Selection of Austrian Whites. All Images by Lauren Mowery.

Selection of Austrian Whites. All Images by Lauren Mowery.

It’s mid-summer, I’m steeping in city heat, and thus reaching for a bottle of chilled wine when evening refreshment hour rolls around (which seems to creep up earlier in the day as the season stretches on). By now, most New Yorkers have probably guzzled the last of their Wölffer rosé allotment, dumped out enough wretched Pinot Grigio to fill a kiddie pool, or developed the Sauvignon Blanc overdose blues. The antidote for such vinous malaise: Austrian wines.

The country is home to a wonderland of unusual, high-quality grapes; the whites, in particular, offer a diverse array of styles and regional origins. And as New Yorkers with access to the world’s vast wine library, we can track down many of them.

You’ve probably seen Grüner Veltliner hanging out in your local wine shop or offered by the glass at the wine bar, or perhaps you’ve schlepped a bottle of Grooner to a potluck in Park Slope. Monika Caha of Monika Caha Selections, in conjunction with the Forstreiter family of Kremstal, developed the Grooner brand specifically for the American market, in part to provide our palates training wheels to discovering the country’s more serious wines.

Statistically, Grüner Veltliner dominates Austria’s white grape vineyard acreage and Americans’ knowledge of Austria’s wines. The rise in its popularity, however, has overshadowed the other fascinating grapes that make up the country’s catalogue of wines.
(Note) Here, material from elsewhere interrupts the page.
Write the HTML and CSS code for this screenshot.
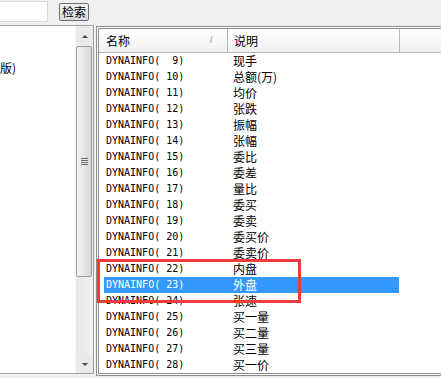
FILE: index.html
```html
<!DOCTYPE html>
<html lang="zh-CN">
<head>
  <meta charset="UTF-8" />
  <title>DYNAINFO 列表</title>
  <link rel="stylesheet" href="styles.css">
</head>
<body>
  <div class="toolbar">
    <input class="search" type="text" aria-label="搜索">
    <button class="btn">检索</button>
  </div>

  <div class="main">
    <div class="tree">
      <div class="tree-body">
        <div class="tree-item">版)</div>
      </div>
      <div class="vscroll">
        <div class="sb-btn up"><span class="arrow-up"></span></div>
        <div class="sb-thumb"><span class="grip"></span></div>
        <div class="sb-track"></div>
        <div class="sb-btn down"><span class="arrow-down"></span></div>
      </div>
    </div>

    <div class="list">
      <div class="list-head">
        <div class="hcol hcol-name">名称<span class="sort">/</span></div>
        <div class="hcol hcol-desc">说明</div>
        <div class="hcol hcol-rest"></div>
      </div>
      <div class="rows">
        <div class="row"><span class="c-name">DYNAINFO(&nbsp;&nbsp;9)</span><span class="c-desc">现手</span></div>
        <div class="row"><span class="c-name">DYNAINFO(&nbsp;10)</span><span class="c-desc">总额(万)</span></div>
        <div class="row"><span class="c-name">DYNAINFO(&nbsp;11)</span><span class="c-desc">均价</span></div>
        <div class="row"><span class="c-name">DYNAINFO(&nbsp;12)</span><span class="c-desc">张跌</span></div>
        <div class="row"><span class="c-name">DYNAINFO(&nbsp;13)</span><span class="c-desc">振幅</span></div>
        <div class="row"><span class="c-name">DYNAINFO(&nbsp;14)</span><span class="c-desc">张幅</span></div>
        <div class="row"><span class="c-name">DYNAINFO(&nbsp;15)</span><span class="c-desc">委比</span></div>
        <div class="row"><span class="c-name">DYNAINFO(&nbsp;16)</span><span class="c-desc">委差</span></div>
        <div class="row"><span class="c-name">DYNAINFO(&nbsp;17)</span><span class="c-desc">量比</span></div>
        <div class="row"><span class="c-name">DYNAINFO(&nbsp;18)</span><span class="c-desc">委买</span></div>
        <div class="row"><span class="c-name">DYNAINFO(&nbsp;19)</span><span class="c-desc">委卖</span></div>
        <div class="row"><span class="c-name">DYNAINFO(&nbsp;20)</span><span class="c-desc">委买价</span></div>
        <div class="row"><span class="c-name">DYNAINFO(&nbsp;21)</span><span class="c-desc">委卖价</span></div>
        <div class="row"><span class="c-name">DYNAINFO(&nbsp;22)</span><span class="c-desc">内盘</span></div>
        <div class="row selected"><span class="c-name">DYNAINFO(&nbsp;23)</span><span class="c-desc">外盘</span></div>
        <div class="row"><span class="c-name">DYNAINFO(&nbsp;24)</span><span class="c-desc">张速</span></div>
        <div class="row"><span class="c-name">DYNAINFO(&nbsp;25)</span><span class="c-desc">买一量</span></div>
        <div class="row"><span class="c-name">DYNAINFO(&nbsp;26)</span><span class="c-desc">买二量</span></div>
        <div class="row"><span class="c-name">DYNAINFO(&nbsp;27)</span><span class="c-desc">买三量</span></div>
        <div class="row"><span class="c-name">DYNAINFO(&nbsp;28)</span><span class="c-desc">买一价</span></div>
      </div>
    </div>
  </div>

  <div class="mark"></div>
</body>
</html>
```

FILE: styles.css
```css
body {
  margin: 0;
  padding: 0;
  width: 441px;
  height: 378px;
  overflow: hidden;
  background: #f0f0f0;
  font-family: "Noto Sans CJK SC", "Liberation Sans", sans-serif;
  font-size: 12px;
  color: #000;
  position: relative;
}

/* top bar */
.toolbar {
  display: flex;
  align-items: flex-start;
  height: 25px;
}

.search {
  box-sizing: border-box;
  margin: 1px 0 0 -10px;
  width: 58px;
  height: 21px;
  border: 1px solid #d9d9d9;
  background: #fff;
  padding: 0;
  flex-shrink: 0;
}

.btn {
  box-sizing: border-box;
  margin: 3px 0 0 11px;
  width: 30px;
  height: 18px;
  padding: 0;
  border: 1px solid #707070;
  border-radius: 2px;
  background: linear-gradient(#f2f2f2, #dcdcdc);
  font-family: "Noto Sans CJK SC", sans-serif;
  font-size: 12px;
  line-height: 14px;
  color: #000;
  flex-shrink: 0;
}

/* panels */
.main {
  display: flex;
  align-items: flex-start;
}

.tree {
  box-sizing: border-box;
  display: flex;
  flex-shrink: 0;
  margin-left: -1px;
  width: 95px;
  height: 349px;
  border: 1px solid #a0a0a0;
  background: #fff;
}

.tree-body {
  flex: 1;
  overflow: hidden;
  padding-top: 34px;
}

.tree-item {
  height: 16px;
  line-height: 16px;
  white-space: nowrap;
}

.vscroll {
  width: 17px;
  display: flex;
  flex-direction: column;
  background: #eaeaea;
  border-left: 1px solid #f4f4f4;
}

.sb-btn {
  display: flex;
  align-items: center;
  justify-content: center;
}

.sb-btn.up {
  height: 20px;
}

.sb-btn.down {
  height: 18px;
}

.arrow-up,
.arrow-down {
  width: 0;
  height: 0;
  border-left: 3px solid transparent;
  border-right: 3px solid transparent;
}

.arrow-up {
  border-bottom: 3px solid #404040;
}

.arrow-down {
  border-top: 3px solid #404040;
}

.sb-thumb {
  box-sizing: border-box;
  height: 231px;
  margin: 0 1px 0 0;
  border: 1px solid #9b9b9b;
  border-radius: 2px;
  background: linear-gradient(to right, #f4f4f4, #d6d6d6);
  display: flex;
  align-items: center;
  justify-content: center;
}

.grip {
  width: 7px;
  height: 7px;
  background: repeating-linear-gradient(#6a6a6a 0 1px, #e8e8e8 1px 2px);
}

.sb-track {
  flex: 1;
  background: linear-gradient(to right, #e6e6e6, #f2f2f2);
}

.list {
  box-sizing: border-box;
  margin: 1px 0 0 2px;
  width: 360px;
  height: 350px;
  border: 3px double #8c8c8c;
  background: #fff;
  overflow: hidden;
  flex-shrink: 0;
}

.list-head {
  display: flex;
  height: 23px;
  border-bottom: 1px solid #b2b2b2;
  background: linear-gradient(#ffffff, #f1f1f1);
}

.hcol {
  box-sizing: border-box;
  line-height: 23px;
  border-right: 1px solid #b8b8b8;
  white-space: nowrap;
}

.hcol-name {
  position: relative;
  width: 129px;
  padding-left: 7px;
}

.sort {
  position: absolute;
  left: 111px;
  top: 0;
  font-family: "Liberation Sans", sans-serif;
  font-size: 9px;
  color: #8a8a8a;
}

.hcol-desc {
  width: 172px;
  padding-left: 6px;
}

.hcol-rest {
  flex: 1;
  border-right: none;
}

.rows {
  padding-left: 5px;
}

.row {
  display: flex;
  width: 295px;
  height: 16px;
  line-height: 16px;
  white-space: nowrap;
}

.row.selected {
  background: #3399ff;
  color: #fff;
}

.c-name {
  box-sizing: border-box;
  width: 124px;
  padding-left: 2px;
  font-family: "DejaVu Sans Mono", monospace;
  font-size: 10px;
}

.c-desc {
  padding-left: 5px;
}

/* red highlight frame */
.mark {
  position: absolute;
  left: 97px;
  top: 259px;
  width: 204px;
  height: 44px;
  box-sizing: border-box;
  border: 3px solid #ee3b3b;
}
```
Not to dismiss Grüner Veltliner; the vines share an electric chemistry with the soils of Austria akin to the charged on-screen energy between Javier Bardem and Penelope Cruz. It doesn’t taste as profound when grown elsewhere in the world (that’s terroir). I’ve tried Grüner from California (dull), Australia (bland), New Zealand (lacking spice). None come close to the complexity, stony minerality (a debatable term, but with no other descriptor available, I’ll use it), and characteristic white pepper notes that define both outstanding and modest Austrian versions. It’s a bit like Nebbiolo in that respect.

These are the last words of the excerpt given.